Первый допрос с Апраксина был снят в Нарве. Граф Александр Шувалов, великий инквизитор империи, приготовил хороший стол, душевно потчевал арестованного генерал-фельдмаршала:
– Степан Федорыч, вот огузочек мяконький, кусни-ка! Ананасика привез я тебе. Из своих оранжерей, и то – лакомо буди…
Апраксин пил вино, стругал ананас, словно репку с родимого огорода, убивался и жалился:
– Почто обидели меня, старика? Я ли не дудел всем в уши, что плоха армия! А мне ее же и подсунули – на кой хрен?
Великий инквизитор болтать ему не мешал – больше слушал.
Руки назад. Похаживал меж пылающих каминов.
То зад погреет, то ляжки, то руки над огнем потрет.
Шувалов мерз. Его ломало и корежило от ревматизма, который он нажил себе в подземельях Тайной розыскных дел канцелярии, где в пытошной ярости провел лучшие зрелые годы своей жизни.
– …Армия, – плакался Апраксин. – Нешто же такие в Европах бывают? Телеги худы. Колесики – без оковок. А лошадь? От Мемеля еще не отошли, как подковы уже осеклись…
– Пастетцу-то, – отвечал на это Шувалов, – чего не кушаешь? Ты ешь, Степан Федорыч, не обижай меня. Пастеты, оне вкусные!
Лицо великого инквизитора – бледное, одутловатое. Глаза резало от бессонных ночей. А вся правая сторона лица корчилась в нервном тике (уже параличом тронутая), и говорил, заикаясь:
– Икорки-то, маршал, икорки… Икорка, она вкусная!
А сам перевернул на своих пальцах дюжину перстней – бриллиантами внутрь, чтобы не повредить камушки. Посмотрел Шувалов, как Апраксин икорку к себе тащит, да как треснет его снизу… только зубы ляскнули у фельдмаршала.
– Эть! – сказал и присел.
Загребая черепки, потащил Апраксин скатерть, посыпалась на пол вся посуда и графинчики с рябиновкой и ежевичной (домашнего изготовления). А Шувалов секретаря кликнул – с перьями!
– Степан Федорыч, – сказал инквизитор без видимой злобы, – ты уж не гневайся, что ударил.
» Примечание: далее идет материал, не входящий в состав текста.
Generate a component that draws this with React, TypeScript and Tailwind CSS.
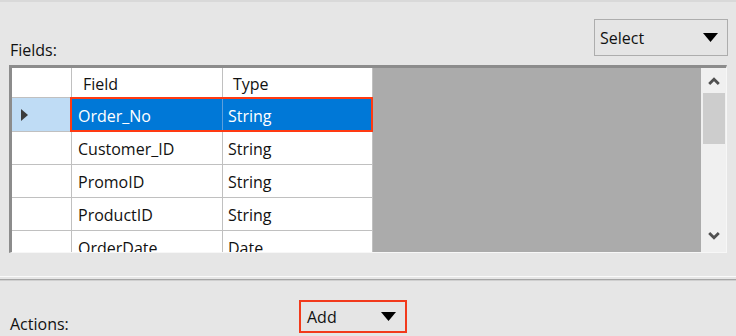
import React from "react";

const rows = [
  { f: "Order_No", t: "String", sel: true },
  { f: "Customer_ID", t: "String" },
  { f: "PromoID", t: "String" },
  { f: "ProductID", t: "String" },
  { f: "OrderDate", t: "Date" },
];

function Tri() {
  return (
    <svg width="15" height="9" viewBox="0 0 15 9">
      <path d="M0 0 H15 L7.5 9 Z" fill="#000" />
    </svg>
  );
}

export default function App() {
  return (
    <div
      className="w-[736px] h-[336px] overflow-hidden bg-[#e6e6e6] border-t-2 border-[#d9d9d9] text-[16px] text-[#111]"
      style={{ fontFamily: "'Open Sans', 'Noto Sans', sans-serif" }}
    >
      {/* header */}
      <div className="h-[63px] flex justify-between pl-[10px] pr-[8px]">
        <span className="mt-[37px] leading-[22px]">Fields:</span>
        <div className="mt-[17px] w-[134px] h-[37px] border border-[#adadad] bg-[#e5e5e5] flex items-center justify-between pl-[5px] pr-[9px]">
          <span className="leading-[20px]">Select</span>
          <Tri />
        </div>
      </div>

      {/* grid */}
      <div className="ml-[9px] w-[718px] h-[188px] border-t-[3px] border-l-[3px] border-r border-b border-t-[#8c8c8c] border-l-[#8c8c8c] border-r-[#f7f7f7] border-b-[#f7f7f7] flex">
        <div className="flex-1 bg-[#ababab] overflow-hidden">
          <div className="w-[361px] bg-white">
            <div className="flex h-[30px] border-b border-[#c0c0c0]">
              <div className="w-[60px] border-r border-[#c0c0c0]" />
              <div className="w-[151px] border-r border-[#c0c0c0] pl-[11px] flex items-center">
                <span className="mt-[3px]">Field</span>
              </div>
              <div className="w-[150px] border-r border-[#c0c0c0] pl-[10px] flex items-center">
                <span className="mt-[3px]">Type</span>
              </div>
            </div>
            {rows.map((r, i) => (
              <div
                key={r.f}
                className={`flex border-b border-[#c0c0c0] ${i === 0 ? "h-[34px]" : "h-[33px]"}`}
              >
                <div
                  className={`w-[60px] border-r border-[#c0c0c0] flex items-center pl-[9px] ${r.sel ? "bg-[#bfdcf5]" : ""}`}
                >
                  {r.sel && (
                    <svg width="7" height="12" viewBox="0 0 7 12">
                      <path d="M0 0 L7 6 L0 12 Z" fill="#3c3c3c" />
                    </svg>
                  )}
                </div>
                <div className="relative flex">
                  <div
                    className={`w-[151px] border-r flex items-center pl-[6px] ${r.sel ? "bg-[#0078d7] text-white border-[#5d9fdc]" : "border-[#c0c0c0]"}`}
                  >
                    <span className="mt-[2px]">{r.f}</span>
                  </div>
                  <div
                    className={`w-[150px] border-r flex items-center pl-[5px] ${r.sel ? "bg-[#0078d7] text-white border-[#0078d7]" : "border-[#c0c0c0]"}`}
                  >
                    <span className="mt-[2px]">{r.t}</span>
                  </div>
                  {r.sel && (
                    <span className="absolute left-[-2px] top-[-1px] right-0 bottom-[-1px] border-2 border-[#ff3a12]" />
                  )}
                </div>
              </div>
            ))}
          </div>
        </div>
        {/* scrollbar */}
        <div className="w-[25px] bg-[#f0f0f0] flex flex-col items-center pl-[2px] pr-[1px]">
          <div className="h-[25px] w-full flex items-center justify-center">
            <svg width="12" height="8" viewBox="0 0 12 8">
              <path d="M1.2 7 L6 2.2 L10.8 7" fill="none" stroke="#505050" strokeWidth="2.8" />
            </svg>
          </div>
          <div className="w-full h-[51px] bg-[#cdcdcd]" />
          <div className="flex-1" />
          <div className="h-[25px] w-full flex items-center justify-center mb-[4px]">
            <svg width="12" height="8" viewBox="0 0 12 8">
              <path d="M1.2 1 L6 5.8 L10.8 1" fill="none" stroke="#505050" strokeWidth="2.8" />
            </svg>
          </div>
        </div>
      </div>

      {/* separator */}
      <div className="mt-[23px] h-[4px] border-t border-t-[#fafafa] border-b border-b-[#a6a6a6] bg-[#e6e6e6]" />
      <div className="h-px bg-[#cfcfcf]" />

      {/* actions */}
      <div className="flex items-start pl-[10px]">
        <span className="w-[289px] shrink-0 mt-[32px] leading-[22px]">Actions:</span>
        <div className="mt-[19px] w-[108px] h-[33px] border-2 border-[#f23a1c] bg-[#e5e5e5] flex items-center justify-between pl-[6px] pr-[9px]">
          <span className="leading-[20px]">Add</span>
          <Tri />
        </div>
      </div>
    </div>
  );
}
По давнему опыту известно мне, что опосля удара такого испытуемый душу свою облегчает сразу… Говори же теперь без утайки, да скоренько!
– Что говорить-то теперь? – простонал Апраксин, вставая.
– Пункт первый, – продиктовал Шувалов. – Великий канцлер Бестужев-Рюмин ведь писал тебе в ставку… а? Заклинал ведь он тебя именем великой княгини Екатерины, чтобы ты в баталиях не утруждал армию… а? Чтобы ты для внутренних распрей готовил свою военную обсервацию… а? – И, вопросив так, Шувалов склонил голову набочок:
– Чего молчишь? Или не до конца облегчил я тебя?